Search for anomalous quartic gauge couplings in the process $\mu^+\mu^-\to \bar{\nu}\nu\gamma\gamma$ with a nested local outlier factor

Ke-Xin Chen; Yu-Chen Guo; Ji-Chong Yang

SciPost Submission Page

Search for anomalous quartic gauge couplings in the process $\mu^+\mu^-\to \bar{\nu}\nu\gamma\gamma$ with a nested local outlier factor

by Ke-Xin Chen, Yu-Chen Guo, Ji-Chong Yang

This is not the latest submitted version.

This Submission thread is now published as

SciPost Phys. Core 8, 091 (2025)

Submission summary

Authors (as registered SciPost users):

Ji-Chong Yang

Submission information
Preprint Link:	scipost_202507_00021v2 (pdf)
Code repository:	https://gitee.com/NBAlexis/CutExperiment
Data repository:	https://www.modelscope.cn/datasets/nbalexis/Collision_events_of_aavv_final_states_with_aQGCs_at_muon_colliders
Date submitted:	Oct. 16, 2025, 3:48 a.m.
Submitted by:	Ji-Chong Yang
Submitted to:	SciPost Physics Core

Ontological classification
Academic field:	Physics
Specialties:	High-Energy Physics - Phenomenology
Approach:	Phenomenological

Abstract

In recent years, with the increasing luminosities of colliders, handling the growing amount of data has become a major challenge for future new physics~(NP) phenomenological research. To improve efficiency, machine learning algorithms have been introduced into the field of high-energy physics. As a machine learning algorithm, the local outlier factor~(LOF), and the nested LOF~(NLOF) are potential tools for NP phenomenological studies. In this work, the possibility of searching for the signals of anomalous quartic gauge couplings~(aQGCs) at muon colliders using the NLOF is investigated.

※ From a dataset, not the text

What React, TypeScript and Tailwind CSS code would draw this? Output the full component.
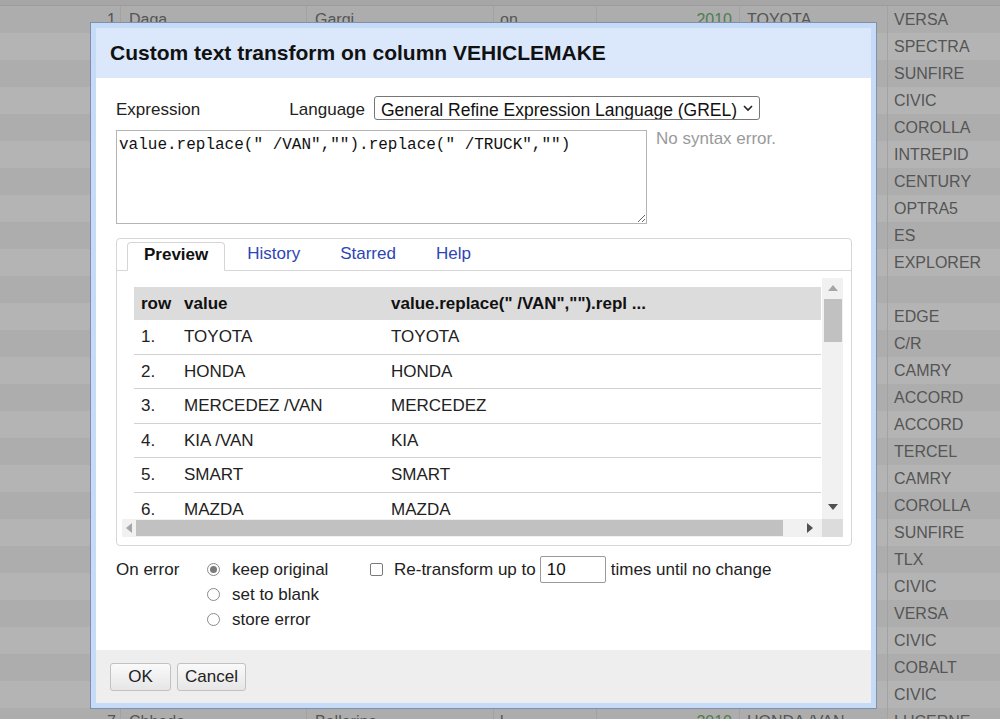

Taking the process $\mu^+\mu^-\to \nu\bar{\nu}\gamma\gamma$ as an example, the signals of dimension-8 aQGCs are studied, expected coefficient constraints are presented. The NLOF algorithm are shown to outperform the k-means based anomaly detection methods, and a tradition counterpart.

Author comments upon resubmission

Warnings issued while processing user-supplied markup:

Inconsistency: plain/Markdown and reStructuredText syntaxes are mixed. Markdown will be used.
Add "#coerce:reST" or "#coerce:plain" as the first line of your text to force reStructuredText or no markup.
You may also contact the helpdesk if the formatting is incorrect and you are unable to edit your text.

Dear Editor,

We are grateful to the referee for the careful review of our manuscript and for the constructive and valuable comments on ``Search for anomalous quartic gauge couplings in the process $\mu^+\mu^-\to \bar{\nu}\nu\gamma\gamma$ with a nested local outlier factor''(scipost_202507_00021v1). We appreciate the opportunity to revise our manuscript, and sincerely appreciate the helpful suggestions that reviewer has provided, which have significantly enhanced the quality of our manuscript. The following is the one-to-one response.

Responses to report 1:

Provide a more realistic discussion of detector effects and systematics, especially muon-collider specific challenges.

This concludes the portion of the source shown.